How do we determine where particular individuals go? This is where the tracking “backpacks” come in handy.

These devices, known as “archival light-level geolocators,” weigh less than one gram and are small enough to be carried by songbirds.

A geolocator fitted onto the back of a tree swallow, using a harness that loops around the bird’s legs. Dayna LeClair

Geolocators record ambient light levels every few minutes while in use. We can then use the geographic variation in sunrise and sunset times as well as day length to locate the individual bird.

We can figure out the bird’s longitude — its east-west position — by comparing solar noon, the midway point between sunrise and sunset, with the time of day (using Greenwich Mean Time). We calculate its latitude — its north-south position — from day length.

Each backpack provides a year’s worth of daily light levels, and a glimpse into one bird’s annual journey.

Tracking tree swallows

In 2011, we began deploying geolocators on tree swallows at 12 sites across their breeding range, from Alaska to Nova Scotia and North Carolina.

These iridescent blue birds with bright white bellies can be seen foraging for flying insects in marshes and fields across Canada and the United States in the spring and early summer. Like many migratory songbirds, tree swallows are experiencing population declines in parts of their breeding range. It is unclear what is driving these declines. However, they coincide with declines in several species of birds that also feed on aerial insects.

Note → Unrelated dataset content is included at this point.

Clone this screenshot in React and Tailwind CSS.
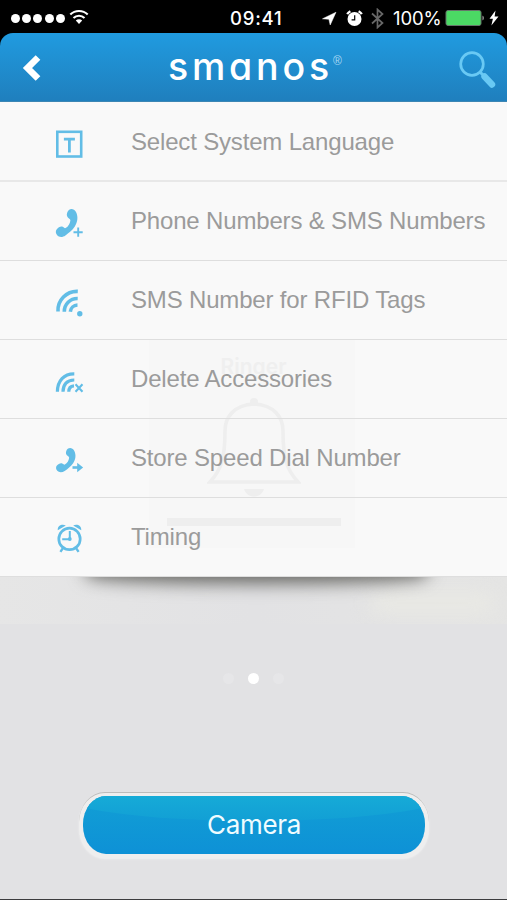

By 2015, our team, comprising 27 collaborators, had retrieved more than 140 of these devices. We tracked these birds from the breeding sites to their wintering grounds in Mexico, Central America, Florida and the Caribbean.

With this information, we developed the most comprehensive songbird migration map to date. We found evidence for a high degree of mixing within three distinct migratory flyways between the breeding and wintering grounds of tree swallows.

The tree swallow migratory network. Norris Lab

The tree swallow network

When we analyzed the network, we discovered that tree swallows migrated between their breeding and wintering grounds using three distinct migratory flyways: west of the Rocky Mountains, down the Mississippi River valley and along the Atlantic coast. Breeding populations within these flyways mixed extensively with one another at migration stopover and wintering regions.

We identified important regions within these flyways, such as areas in Florida, Louisiana, North Dakota, South Dakota and the U.S. Midwest, where tree swallows from many different breeding populations congregate. Such areas appear as critical connections within the whole network.

Now that we know more about the connections between breeding and wintering tree swallow populations, we can use this information to investigate threats to declining populations across their range. For example, using chemical markers, range-wide connectivity has been described in eastern North American monarch butterflies and then used to identify the primary threats in this declining population.

The ConversationThis spring, as the migratory songbirds return, take a moment to think about the amazing journey these birds have taken since last autumn — while wearing their backpacks.